Although the home education programme was working out very well, his parents felt that Paul was socially isolated from his peers and would benefit from returning to school. Agreement with the home education authority over a suitable school proved difficult and over time the positions of both parties had become increasingly entrenched, with a lot of distrust and negative feelings building up. Both parties agreed to explore further discussions with the help of an independent mediator.
Following discussion, both parties agreed that Paul's home education programme would continue, and that an additional support needs teacher from Paul's local school with autism specific training would begin some outreach support work with a view to helping Paul work towards attending his local school. Initially this was on a part-time basis, until if, and when, Paul and his parents were comfortable with this step.
Lorna is 8 years old. She has significant physical disabilities and moderate learning difficulties, and attends her local primary school with the support of an auxiliary. Her mum, Cathy, was generally pleased with the placement, but became anxious about the increasing gap between Lorna's learning abilities and those of her peers.
Cathy began speaking to the class teacher daily about Lorna's progress. The teacher found this difficult to manage. In an effort to support her staff, the head teacher asked Cathy to stop the daily meetings. Cathy took offence at this and complained about the head teacher's attitude to various people in the education authority including the Director of Education.
Both sides agreed to explore the issues in a mediation session. With help of the mediator they were able to reach an acceptable outcome. Cathy's need for communication about Lorna's progress would be met by the use of a daily home-school diary. The classroom auxiliary would take responsibility for this, with guidance from the teacher. Cathy and the teacher would meet up once a month for one hour, and if Cathy had any problems she wished to discuss she could telephone the head teacher. Everyone agreed that they would meet again to review these arrangements after 6 months.
Resolving disputes by independent adjudication
16. The Act enables Scottish Ministers, to require education authorities to put in place procedures to resolve disputes, regarding the exercise by the education authority of any of their functions under the Act, as prescribed in Regulations, which arise between the authority and any parents or young people belonging to the local authority's area. The procedures must be free of charge. Parents, and young people, cannot be compelled to use any dispute resolution procedure put in place. Also, the use of dispute resolution does not affect their entitlement to make a referral to the tribunal, or any other statutory review mechanism, where appropriate.
17. The Dispute Resolution Regulations prescribe which disputes relating to particular functions of the authority under the Act will be subject to dispute resolution by independent adjudication and timescales for the process.

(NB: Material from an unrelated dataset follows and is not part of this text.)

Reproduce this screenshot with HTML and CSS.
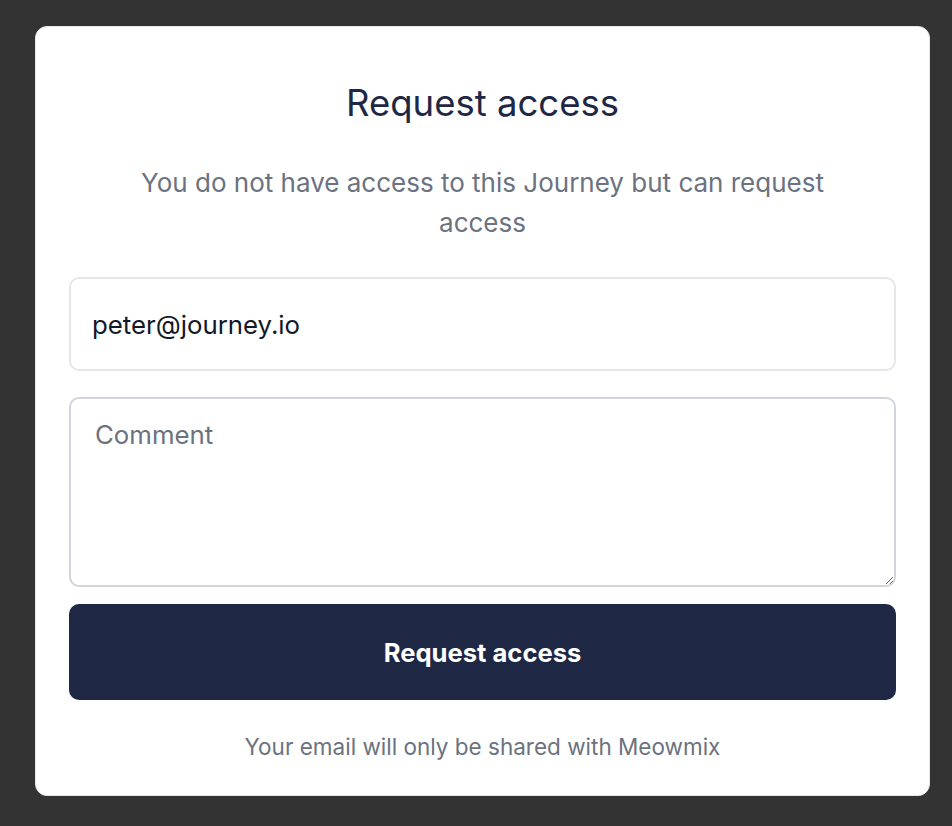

18. In the context of the Act, the procedure for resolving disputes allows for a formal review of an individual case by an independent third party, external to the local authority, who considers the circumstances leading to the disagreement and makes a report with recommendations for all parties.
What does it cover?
19. The service is for disagreements about the way the authority are exercising their functions under the Act, as prescribed in Regulations, as these relate to the education of individual children or young people, and where such functions are not covered by formal review routes. In broad terms, it covers the concerns of children and young people with additional support needs where the tribunal does not have jurisdiction to accept a referral of the case.
20. Disagreements may be about the assessment of additional support needs; or the level of provision required or being provided to meet them, such as auxiliary support; or support from another agency required to enable the authority to discharge their functions under the Act. It can also include cases where the authority fails to implement the requirements of a co-ordinated support plan.
21. As with mediation services, access to an education authority's dispute resolution arrangements is for parents of children or young people belonging to the area of the authority, irrespective of whether the authority are responsible for a particular child's or young person's school education. However, the matter in dispute must be related to the authority's exercise of its functions under the Act.
What does it not cover?
22. Dispute resolution does not cover matters which can be taken through statutory review routes, such as to the tribunal ( see paragraphs 31-43 below). It also does not cover disagreements relating to the refusal of a placing request made under Schedule 2 of the Act. Such a disagreement can be taken to the education authority appeals committee and subsequently to a Sheriff, or the tribunal if a co-ordinated support plan is involved. Education authority appeals committees will continue to deal with issues concerning exclusions.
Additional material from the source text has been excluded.